Get it if you can, though
As a driver’s car the Volvo S60 Polestar does have shortcomings, but it does not mean that it is the only reason why it should not be on your shopping list. The car is a head-turner; a sprinter. It’s a daily driver that can do a robot-to-robot run with confidence when the mood sets in. But importantly every drive will actually feel like an occasion - provided you know what you’re getting you in for.
Measured against the M3 Competition Pack just for its dynamic abilities, Volvo has a few years to improve the next S60 Polestar. As mentioned, the two cars are not close to being considered competition, but given their purposes and the emotion both need to evoke, Volvo’s Polestar division has its work cut out.
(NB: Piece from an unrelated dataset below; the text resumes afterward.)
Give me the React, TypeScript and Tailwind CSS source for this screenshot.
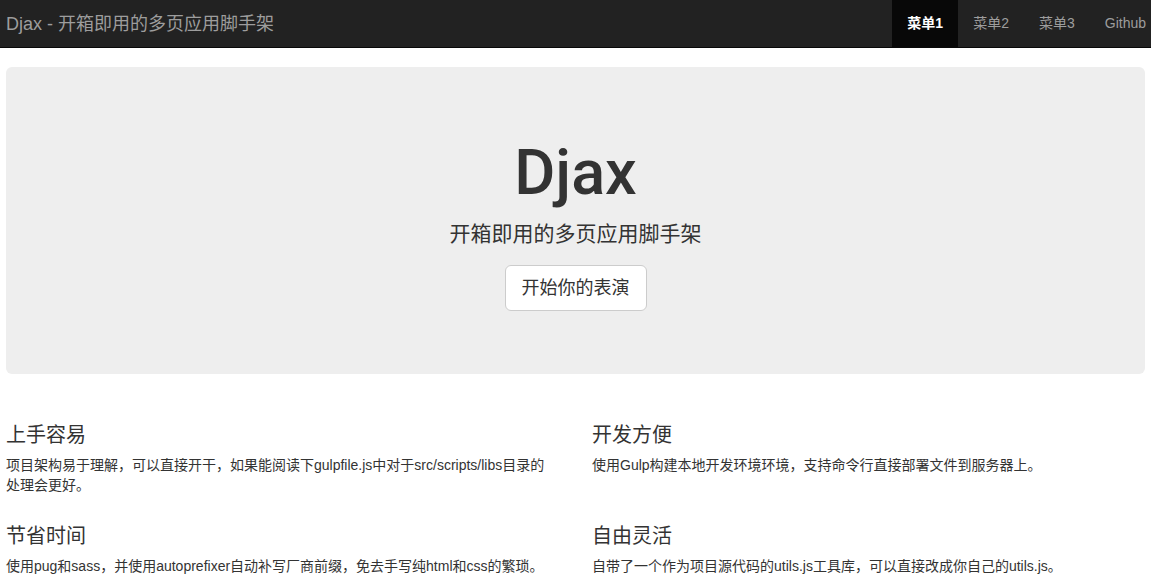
const font = "font-['Liberation_Sans','Noto_Sans_CJK_SC',sans-serif]";

const navItems = ["菜单1", "菜单2", "菜单3", "Github"];

// lines are broken where the reference wraps them
const features = [
    {
        title: "上手容易",
        lines: ["项目架构易于理解，可以直接开干，如果能阅读下gulpfile.js中对于src/scripts/libs目录的", "处理会更好。"],
    },
    {
        title: "开发方便",
        lines: ["使用Gulp构建本地开发环境环境，支持命令行直接部署文件到服务器上。"],
    },
    {
        title: "节省时间",
        lines: ["使用pug和sass，并使用autoprefixer自动补写厂商前缀，免去手写纯html和css的繁琐。"],
    },
    {
        title: "自由灵活",
        lines: ["自带了一个作为项目源代码的utils.js工具库，可以直接改成你自己的utils.js。"],
    },
];

function Navbar() {
    return (
        <nav className="flex items-stretch justify-between h-[48px] bg-[#222] border-b border-[#080808] pl-[6px] overflow-hidden">
            <a href="#" className="flex items-center text-[18px] text-[#9d9d9d] leading-none">
                Djax - 开箱即用的多页应用脚手架
            </a>
            <ul className="flex items-stretch -mr-[10px]">
                {navItems.map((item, i) => (
                    <li key={item}>
                        <a
                            href="#"
                            className={
                                i === 0
                                    ? "flex items-center h-full px-[15px] text-[14px] bg-[#080808] text-white font-bold"
                                    : "flex items-center h-full px-[15px] text-[14px] text-[#9d9d9d]"
                            }
                        >
                            {item}
                        </a>
                    </li>
                ))}
            </ul>
        </nav>
    );
}

function Jumbotron() {
    return (
        <section className="flex flex-col items-center bg-[#eee] rounded-[6px] mt-[19px] pt-[71px] pb-[63px] text-center">
            <h1 className="font-['Roboto',sans-serif] font-medium text-[63px] leading-[69px] text-[#333]">Djax</h1>
            <p className="mt-[12px] text-[21px] leading-[30px] text-[#333]">开箱即用的多页应用脚手架</p>
            <button className="mt-[16px] px-[16px] py-[10px] text-[18px] leading-[24px] text-[#333] bg-white border border-[#ccc] rounded-[6px]">
                开始你的表演
            </button>
        </section>
    );
}

export default function App() {
    return (
        <div className={`${font} bg-white min-h-[584px] text-[#333]`}>
            <Navbar />
            <main className="px-[6px]">
                <Jumbotron />
                <div className="grid grid-cols-2 gap-x-[33px] gap-y-[27px] mt-[47px]">
                    {features.map((f) => (
                        <div key={f.title} className="min-w-0">
                            <h3 className="text-[20px] leading-[28px]">{f.title}</h3>
                            <p className="mt-[6px] text-[14px] leading-[20px]">
                                {f.lines.map((line) => (
                                    <span key={line} className="block whitespace-nowrap">
                                        {line}
                                    </span>
                                ))}
                            </p>
                        </div>
                    ))}
                </div>
            </main>
        </div>
    );
}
Janine Van der Post: Who would have thought the stoic Swedes could design one helluva sexy car. Despite the fact they’re stylish people, just look at their innovative and beautiful homes, oh and they do love them so fashion. But, they’re not the most enthusiastic bunch of people you’ll ever meet.
So enter the S60 Polestar in its Rebel Blue hue and you’re gobsmacked by its ravishing good looks. But more tempting than just its silhouette and its flowing lines, is that ridiculously exciting burble. When you’re gearing down and its ferocious roar just makes you want to hit the paddle shifts mounted behind the steering wheel and put foot on the throttle as its glorious rumble sends shivers down your spine.
I love the Polestar S60’s gearstick, it looks retro and as if it’s made of glass. It’s not as cool as the gearlever in the XC90, but it has a blue illumination, the letters are highlighted and it looks like it’s something from Tron. It’s lightning fast too, and if you don’t watch the speedometer you could easily reach illegal speed limits without even having a hint while you’re driving.
Nor does it help that the luxurious Nappa-clad leather seats are so comfortable you are made to feel as if you are an extension of the car itself. The car is just menacing without even trying to hard. Such a pity there's only a few units available for SA, hopefully we'll see more Polestar models in the future.